Regarding victim protection, necessary to get them to help identify criminals, Ambassador Ramdin said the first step must be identifying the victim. “This implies that State officials and authorities”, such as “police, migration and customs officers or consular and diplomatic personnel”, should get “appropriate training”.

“Only a comprehensive legal system can make sure that victims will not be prosecuted for breaking migration laws or for activities in which they may take part as victims”.

Ambassador Ramdin recalled that the Protocol to Prevent, Suppress and Punish Trafficking in Persons, Especially Women and Children came into effect in December 2003. As a consequence, “some countries” improved their fight against this crime, even though “there is still much left to be done”, because “many people become victims every day”.

The meeting in Buenos Aires is the second Edition o fan event that first took place three years ago in Isla Margarita, Venezuela. The principle of co-responsibility among countries of origin, transit and destiny was then recognized, remembered Ramdin.

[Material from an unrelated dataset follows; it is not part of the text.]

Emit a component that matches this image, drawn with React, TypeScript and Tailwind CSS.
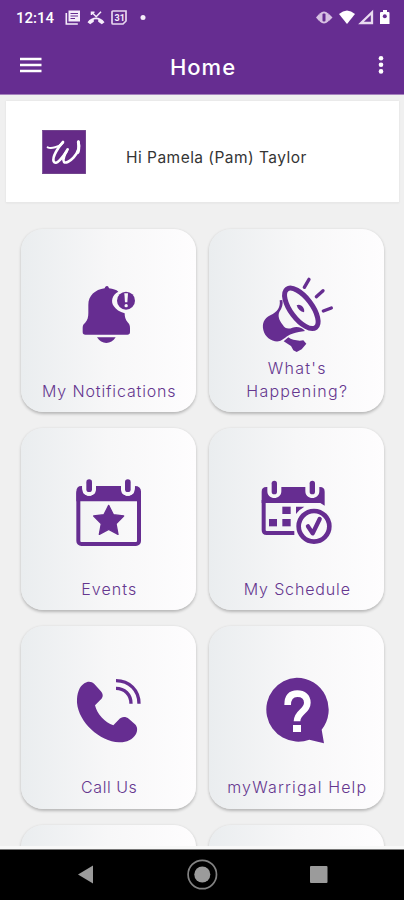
import type { ReactNode } from "react";

const P = "#662d91";

function BellIcon() {
  return (
    <svg viewBox="159 153 273 252" className="h-[84px] w-[91px] shrink-0" fill={P}>
      <path d="M291 198c4 0 5 4 6 7 12 2 22 4 28 10-18 9-24 28-14 43 6 10 18 18 33 22 0 10 2 19 9 27 5 5 7 10 7 17v12q0 8-8 8H226q-8 0-8-8v-12c0-7 2-11 7-15 8-9 10-18 10-30v-24c0-28 20-46 49-50 1-4 3-7 7-7z" />
      <path d="M261 352h56c-7 11-17 17-28 17s-21-6-28-17z" />
      <circle cx="348" cy="242" r="27" />
      <path d="M343 220h11l-2 27h-7z" fill="#f8f8f9" />
      <circle cx="348.500" cy="257" r="5" fill="#f8f8f9" />
    </svg>
  );
}

function MegaphoneIcon() {
  return (
    <svg viewBox="138 153 273 252" className="h-[84px] w-[91px] shrink-0" fill={P}>
      <path d="M224 241C227 262 217 276 196 286C176 296 171 312 175 330C180 352 200 366 221 364C237 359 244 347 262 341C275 336 288 336 300 333C292 322 276 319 262 323C250 328 240 326 233 314C222 300 218 288 223 276C231 264 235 252 232 240z" />
      <path d="M236 364L250 352C260 360 280 364 295 361L304 371L290 388L275 396L265 391L258 378z" />
      <ellipse cx="289" cy="265" rx="72" ry="32" transform="rotate(53 289 265)" fill="none" stroke={P} strokeWidth="15" />
      <path d="M275 256c12-7 26 9 22 21-10-2-19-9-22-21z" />
      <path d="M298 202l14-24M334 230l20-18M355 273l24-9" fill="none" stroke={P} strokeWidth="10" strokeLinecap="round" />
    </svg>
  );
}

function EventsIcon() {
  return (
    <svg viewBox="159 150 273 252" className="h-[84px] w-[91px] shrink-0" fill={P}>
      <rect x="205" y="211" width="182" height="161" rx="9" fill="none" stroke={P} strokeWidth="12" />
      <path d="M199 244v-29q0-17 15-17h3v10c0 26 41 26 41 0v-10h75v10c0 26 41 26 41 0v-10q19 0 19 17v29z" />
      <path d="M217 198v10c0 26 41 26 41 0v-10M333 198v10c0 26 41 26 41 0v-10" fill="#f8f8f9" />
      <rect x="217" y="192" width="41" height="17" fill="#f7f8f8" />
      <rect x="333" y="192" width="41" height="17" fill="#f9f9fa" />
      <rect x="229" y="178" width="17" height="38" rx="8.500" />
      <rect x="345" y="178" width="17" height="38" rx="8.500" />
      <path d="M296 256l14 28 31 4-23 23 6 32-28-15-28 15 6-32-23-23 31-4z" stroke={P} strokeWidth="4" strokeLinejoin="round" />
    </svg>
  );
}

function ScheduleIcon() {
  return (
    <svg viewBox="138 150 273 252" className="h-[84px] w-[91px] shrink-0" fill={P}>
      <path d="M176 240v90q0 9 9 9h83" fill="none" stroke={P} strokeWidth="12" />
      <path d="M170 249v-34q0-14 14-14H345q14 0 14 14v42l-13-8z" />
      <path d="M187 196h42v18c0 27-42 27-42 0zM301 196h42v18c0 27-42 27-42 0z" fill="#f7f7f8" />
      <rect x="200" y="182" width="16" height="41" rx="8" />
      <rect x="314" y="182" width="16" height="41" rx="8" />
      <rect x="232" y="260" width="25" height="22" />
      <path d="M273 260h25l-15 11-10 11z" />
      <rect x="192" y="297" width="24" height="22" />
      <rect x="232" y="297" width="25" height="22" />
      <circle cx="327" cy="319" r="60" fill="#f8f8f9" />
      <circle cx="327" cy="319" r="46" fill="none" stroke={P} strokeWidth="14" />
      <path d="M309 319l14 21 21-43" fill="none" stroke={P} strokeWidth="13" strokeLinecap="round" strokeLinejoin="round" />
    </svg>
  );
}

function CallIcon() {
  return (
    <svg viewBox="159 144 273 252" className="h-[84px] w-[91px] shrink-0" fill={P}>
      <path d="M223 190c10-7 22-6 30 2l19 21c9 10 8 20-2 28l-15 15c6 27 30 52 55 60l16-17c9-10 21-10 31-2l18 16c8 8 8 19 3 29-11 18-30 26-51 25-58-3-121-60-126-119-1-28 7-48 22-58z" />
      <path d="M318 205c25 0 45 18 45 46M318 182c40 0 69 29 69 69" fill="none" stroke={P} strokeWidth="10" />
    </svg>
  );
}

function HelpIcon() {
  return (
    <svg viewBox="138 144 273 252" className="h-[84px] w-[91px] shrink-0" fill={P}>
      <path d="M275 173a96 96 0 0 1 75 156l7 41-44-11a96 96 0 1 1-38-186z" />
      <path d="M248 255c0-23 10-34 29-34 18 0 30 10 30 27 0 27-31 27-31 56" fill="none" stroke="#fff" strokeWidth="20" />
      <rect x="264" y="315" width="24" height="21" fill="#fff" />
    </svg>
  );
}

function Tile({ icon, label, className }: { icon: ReactNode; label: ReactNode; className: string }) {
  return (
    <div className="flex h-[182.5px] flex-col items-center rounded-[22px] bg-linear-to-r from-[#eaedef] via-[#f7f7f8] to-[#fefdfe] pt-[42px] shadow-[0_1.5px_3px_rgba(0,0,0,0.24)]">
      {icon}
      <div className={`mt-auto pl-[1.5px] text-center text-[16px] leading-[23px] font-light whitespace-nowrap text-[#65368f] ${className}`}>{label}</div>
    </div>
  );
}

function StatusBar() {
  return (
    <div className="flex h-9 items-center pl-4 text-white">
      <span className="w-[49px] text-[15px] leading-5 font-medium" style={{ fontFamily: "Roboto, sans-serif" }}>12:14</span>
      <svg viewBox="0 0 85 18" className="h-[18px] w-[85px]" fill="#f5edfa">
        <path d="M3.500 1.500H15v11H3.500z" />
        <path d="M1.300 4v11h11.500" fill="none" stroke="#f5edfa" strokeWidth="1.600" />
        <path d="M5.500 4.500h7.500M5.500 7h7.500M5.500 9.500h4.500" stroke={P} strokeWidth="1.100" />
        <path d="M22.500 13.200c4.500-6.200 12.500-6.200 17 0l-2.700 2-3.600-2.400v-2.200q-2.200-.8-4.400 0v2.200l-3.600 2.400z" />
        <path d="M26.500 6V3.200h3M27 3.500l4.200 4.200 4.800-5" fill="none" stroke="#f5edfa" strokeWidth="1.500" />
        <path d="M48 2h13v10l-3 3H48q-1 0-1-1V3q0-1 1-1z" fill="none" stroke="#e7d7ef" strokeWidth="1.700" />
        <text x="49.500" y="12.300" fontSize="9" fontWeight="700" fontFamily="Roboto, sans-serif">31</text>
        <circle cx="78" cy="8.500" r="2.500" />
      </svg>
      <svg viewBox="0 0 76 18" className="mr-[13px] ml-auto h-[18px] w-[76px]" fill="#fff">
        <path d="M1 8.500l3.500-4v8zM17.500 8.500l-4-4v8z" fill="#d7c1e2" />
        <ellipse cx="9" cy="8.500" rx="5.500" ry="6" fill="#d7c1e2" />
        <rect x="7.500" y="4.500" width="3" height="8" rx="1" fill={P} />
        <path d="M24 5q8-7 16 0l-8 10z" />
        <path d="M46 14L57 3.500V14z" fill="none" stroke="#e9daf0" strokeWidth="2.300" />
        <path d="M66 3h2V1h4v2h1.500q1 0 1 1v11H65V4q0-1 1-1z" />
        <circle cx="69.800" cy="7.300" r="2" fill={P} />
      </svg>
    </div>
  );
}

export default function App() {
  return (
    <main className="flex h-[900px] w-[404px] flex-col overflow-hidden bg-[#f0f0f0]" style={{ fontFamily: "Inter, 'Open Sans', sans-serif" }}>
      <header className="h-[95px] shrink-0 border-b border-[#a582bd] bg-[#662d91]">
        <StatusBar />
        <div className="flex h-[58px] items-center justify-between pr-[19px] pl-5 text-white">
          <svg viewBox="0 0 22 16" className="h-4 w-[22px]" stroke="#fff" strokeWidth="2.300">
            <path d="M0 2h21.500M0 8h21.500M0 14h21.500" />
          </svg>
          <h1 className="mr-[13px] pt-[3px] text-[22px] leading-7 font-medium tracking-[1px]">Home</h1>
          <svg viewBox="0 0 8 20" className="h-5 w-2" fill="#fff">
            <circle cx="4" cy="3.200" r="2.300" />
            <circle cx="4" cy="9.800" r="2.300" />
            <circle cx="4" cy="16.400" r="2.300" />
          </svg>
        </div>
      </header>

      <section className="mr-[5px] ml-[6px] mt-[6px] flex h-[102px] shrink-0 border-b border-[#e8e8e8] bg-white pl-9 shadow-[0_0_2px_#ddd]">
        <svg viewBox="0 0 132 132" className="mt-[29px] h-11 w-11" fill="none" stroke="#fff" strokeLinecap="round" strokeLinejoin="round">
          <rect x="1" y="1" width="130" height="130" fill="#652a87" stroke="#542274" strokeWidth="2" />
          <path d="M17 52c10 5 35-1 45-13" strokeWidth="6" />
          <path d="M63 36C49 51 30 81 35 94c7 14 25-10 38-29" strokeWidth="8" />
          <path d="M77 58C68 72 61 90 66 96c10 9 53-25 43-61" strokeWidth="8" />
          <path d="M109 36c2 12 2 23-1 31" strokeWidth="9" />
        </svg>
        <p className="mt-[46px] ml-10 text-[15.5px] leading-[22px] tracking-[0.470px] whitespace-nowrap text-[#353535]">Hi Pamela (Pam) Taylor</p>
      </section>

      <section className="grid h-[643px] shrink-0 grid-cols-2 content-start gap-x-[13px] gap-y-[16px] overflow-hidden pt-[26px] pr-5 pl-[21px]">
        <Tile icon={<BellIcon />} label="My Notifications" className="pb-[8.5px] tracking-[0.850px]" />
        <Tile icon={<MegaphoneIcon />} label={<>What's<br />Happening?</>} className="pb-[8.5px] tracking-[1.250px]" />
        <Tile icon={<EventsIcon />} label="Events" className="pb-[9.5px] tracking-[1.050px]" />
        <Tile icon={<ScheduleIcon />} label="My Schedule" className="pb-[9.5px] tracking-[0.850px]" />
        <Tile icon={<CallIcon />} label="Call Us" className="pb-[9.5px] tracking-[0.550px]" />
        <Tile icon={<HelpIcon />} label="myWarrigal Help" className="pb-[9.5px] tracking-[1.150px]" />
        <Tile icon={null} label="" className="" />
        <Tile icon={null} label="" className="" />
      </section>
      <div className="h-[3px] shrink-0 bg-[#f8f8f8]" />
      <nav className="h-[51px] shrink-0 border-t border-[#777] bg-black">
        <svg viewBox="0 0 404 50" className="h-[50px] w-[404px]" fill="#9b9b9b">
          <path d="M78 24.500L93 15.500V33.500z" />
          <circle cx="202.300" cy="24.500" r="14.200" fill="none" stroke="#828282" strokeWidth="1.700" />
          <circle cx="202.300" cy="24.500" r="8" />
          <rect x="310" y="16" width="17.500" height="17" rx="1" />
        </svg>
      </nav>
    </main>
  );
}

In Isla Margarita the foundations were laid for consideration of issues such as “the establishment and implementation of legal frames with criminal responsibility, creation of plans and programs related to training, prevention, assistance and protection of victims, and the need for statistical information”, he said.

Ambassador Ramdin finished his speech offering recognition to both governments of Argentina and Uruguay, hosts of the meeting, and insisting on his personal and commitment and that of the OAS with initiatives to combat human trafficking in the hemisphere.